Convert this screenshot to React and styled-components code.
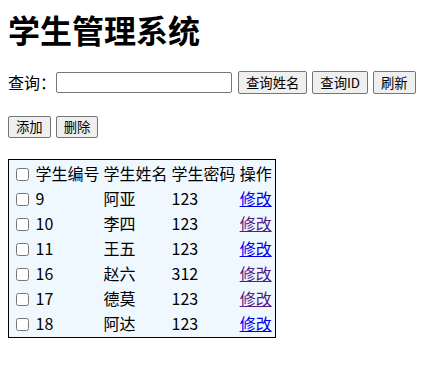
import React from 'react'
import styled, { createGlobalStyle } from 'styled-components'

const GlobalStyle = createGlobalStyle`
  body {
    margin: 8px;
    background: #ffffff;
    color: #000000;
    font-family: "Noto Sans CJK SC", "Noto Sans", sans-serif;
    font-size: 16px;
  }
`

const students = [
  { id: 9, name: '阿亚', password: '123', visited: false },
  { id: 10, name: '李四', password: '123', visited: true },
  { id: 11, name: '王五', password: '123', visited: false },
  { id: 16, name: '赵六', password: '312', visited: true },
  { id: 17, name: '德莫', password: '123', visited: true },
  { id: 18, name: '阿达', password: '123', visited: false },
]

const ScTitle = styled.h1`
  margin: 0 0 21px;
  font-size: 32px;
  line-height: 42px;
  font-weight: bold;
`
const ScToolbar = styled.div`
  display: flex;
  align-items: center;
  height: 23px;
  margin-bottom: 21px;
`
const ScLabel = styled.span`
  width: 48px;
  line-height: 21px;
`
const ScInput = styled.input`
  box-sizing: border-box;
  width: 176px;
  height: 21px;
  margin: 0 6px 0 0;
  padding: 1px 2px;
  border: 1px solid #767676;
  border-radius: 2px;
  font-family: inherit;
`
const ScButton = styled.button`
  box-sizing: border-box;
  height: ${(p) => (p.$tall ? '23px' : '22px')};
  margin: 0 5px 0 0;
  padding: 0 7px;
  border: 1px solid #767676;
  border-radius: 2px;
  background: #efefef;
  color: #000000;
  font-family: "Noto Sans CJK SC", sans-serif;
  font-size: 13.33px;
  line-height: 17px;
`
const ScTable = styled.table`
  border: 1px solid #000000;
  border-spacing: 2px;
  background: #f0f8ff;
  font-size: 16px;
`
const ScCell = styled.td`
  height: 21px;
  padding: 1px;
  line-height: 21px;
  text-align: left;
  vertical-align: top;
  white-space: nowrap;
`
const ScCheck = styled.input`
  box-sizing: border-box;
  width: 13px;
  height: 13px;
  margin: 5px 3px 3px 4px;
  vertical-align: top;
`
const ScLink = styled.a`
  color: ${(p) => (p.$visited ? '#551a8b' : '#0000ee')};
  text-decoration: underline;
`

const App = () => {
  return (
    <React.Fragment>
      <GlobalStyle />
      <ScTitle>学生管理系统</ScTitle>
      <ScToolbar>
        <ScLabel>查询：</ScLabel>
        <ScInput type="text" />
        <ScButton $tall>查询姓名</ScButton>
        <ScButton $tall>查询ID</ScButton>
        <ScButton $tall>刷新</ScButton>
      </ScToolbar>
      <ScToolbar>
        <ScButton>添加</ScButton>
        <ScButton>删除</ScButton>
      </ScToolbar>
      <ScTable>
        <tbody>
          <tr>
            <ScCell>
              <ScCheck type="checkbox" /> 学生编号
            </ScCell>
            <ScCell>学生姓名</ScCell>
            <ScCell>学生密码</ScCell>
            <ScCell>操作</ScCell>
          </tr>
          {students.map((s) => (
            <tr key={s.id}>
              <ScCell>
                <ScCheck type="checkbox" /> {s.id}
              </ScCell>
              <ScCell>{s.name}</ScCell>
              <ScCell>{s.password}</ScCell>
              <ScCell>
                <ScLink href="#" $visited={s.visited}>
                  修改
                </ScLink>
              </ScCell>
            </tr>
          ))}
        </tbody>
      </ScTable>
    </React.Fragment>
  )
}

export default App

...

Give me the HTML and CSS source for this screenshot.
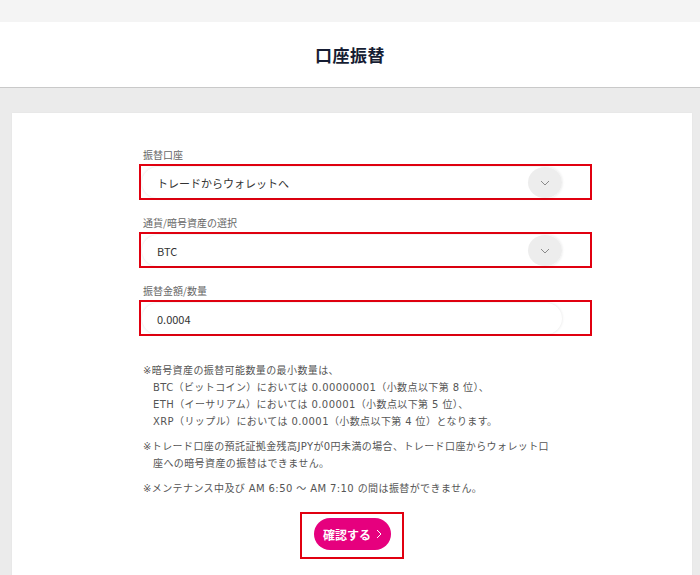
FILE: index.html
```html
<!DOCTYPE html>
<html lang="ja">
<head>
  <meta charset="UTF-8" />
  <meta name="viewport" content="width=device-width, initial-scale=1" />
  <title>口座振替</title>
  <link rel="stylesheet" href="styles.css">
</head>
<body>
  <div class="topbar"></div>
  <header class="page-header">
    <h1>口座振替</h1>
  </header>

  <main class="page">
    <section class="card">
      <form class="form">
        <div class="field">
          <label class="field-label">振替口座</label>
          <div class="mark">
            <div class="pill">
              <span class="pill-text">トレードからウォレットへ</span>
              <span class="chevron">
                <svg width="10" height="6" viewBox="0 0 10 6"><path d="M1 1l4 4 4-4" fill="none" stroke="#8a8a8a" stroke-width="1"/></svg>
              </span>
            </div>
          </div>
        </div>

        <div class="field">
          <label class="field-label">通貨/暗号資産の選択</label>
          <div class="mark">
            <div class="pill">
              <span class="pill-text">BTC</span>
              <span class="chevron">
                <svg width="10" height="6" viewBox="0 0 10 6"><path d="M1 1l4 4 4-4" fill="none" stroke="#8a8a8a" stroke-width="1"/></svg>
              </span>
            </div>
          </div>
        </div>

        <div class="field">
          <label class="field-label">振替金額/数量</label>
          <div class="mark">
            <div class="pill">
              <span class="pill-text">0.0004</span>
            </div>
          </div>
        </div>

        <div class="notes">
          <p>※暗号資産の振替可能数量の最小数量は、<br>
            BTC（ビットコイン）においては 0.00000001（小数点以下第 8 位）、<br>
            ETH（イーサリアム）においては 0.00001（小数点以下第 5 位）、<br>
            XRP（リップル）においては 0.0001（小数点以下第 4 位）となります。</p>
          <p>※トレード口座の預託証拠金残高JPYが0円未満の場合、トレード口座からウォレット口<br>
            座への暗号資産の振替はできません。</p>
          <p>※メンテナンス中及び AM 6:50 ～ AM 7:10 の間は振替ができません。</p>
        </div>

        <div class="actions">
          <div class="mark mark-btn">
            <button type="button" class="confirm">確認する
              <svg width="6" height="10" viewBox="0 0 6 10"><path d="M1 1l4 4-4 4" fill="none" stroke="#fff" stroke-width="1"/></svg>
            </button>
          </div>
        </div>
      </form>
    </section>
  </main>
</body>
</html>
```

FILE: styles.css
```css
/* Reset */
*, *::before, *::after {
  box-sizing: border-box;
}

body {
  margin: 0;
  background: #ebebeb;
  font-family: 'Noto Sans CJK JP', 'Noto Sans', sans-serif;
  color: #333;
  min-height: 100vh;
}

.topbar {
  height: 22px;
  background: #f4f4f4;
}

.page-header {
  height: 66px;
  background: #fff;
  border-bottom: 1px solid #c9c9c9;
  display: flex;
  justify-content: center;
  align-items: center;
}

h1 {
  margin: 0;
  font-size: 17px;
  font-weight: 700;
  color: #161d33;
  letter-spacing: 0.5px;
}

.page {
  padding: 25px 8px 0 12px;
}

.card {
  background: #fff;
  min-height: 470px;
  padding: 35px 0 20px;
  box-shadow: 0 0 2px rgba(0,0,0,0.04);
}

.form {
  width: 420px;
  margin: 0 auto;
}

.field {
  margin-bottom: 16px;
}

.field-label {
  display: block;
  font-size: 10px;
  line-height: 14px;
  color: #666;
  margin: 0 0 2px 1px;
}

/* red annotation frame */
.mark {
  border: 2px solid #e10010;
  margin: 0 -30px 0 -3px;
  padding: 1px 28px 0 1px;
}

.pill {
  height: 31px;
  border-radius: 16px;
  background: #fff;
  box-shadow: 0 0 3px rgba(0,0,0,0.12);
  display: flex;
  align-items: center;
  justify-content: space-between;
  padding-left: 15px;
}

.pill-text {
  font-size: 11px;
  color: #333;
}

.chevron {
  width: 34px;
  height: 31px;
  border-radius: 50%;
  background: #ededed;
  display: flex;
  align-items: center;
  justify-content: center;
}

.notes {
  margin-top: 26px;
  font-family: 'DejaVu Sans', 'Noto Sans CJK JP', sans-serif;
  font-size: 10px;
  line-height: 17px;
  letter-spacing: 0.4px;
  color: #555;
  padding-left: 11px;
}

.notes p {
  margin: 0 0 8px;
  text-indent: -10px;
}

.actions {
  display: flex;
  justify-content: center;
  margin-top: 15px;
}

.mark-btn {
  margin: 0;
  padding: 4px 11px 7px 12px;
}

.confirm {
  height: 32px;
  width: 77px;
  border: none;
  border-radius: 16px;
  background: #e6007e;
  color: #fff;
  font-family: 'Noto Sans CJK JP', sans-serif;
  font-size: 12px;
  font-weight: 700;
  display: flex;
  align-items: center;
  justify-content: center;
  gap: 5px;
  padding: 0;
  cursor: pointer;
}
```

# [BRIEF]
Copy every line of the data that holds the string "components".

# [COMPLETE OUTPUT]
Convert this screenshot to React and styled-components code.
import styled, { createGlobalStyle } from 'styled-components'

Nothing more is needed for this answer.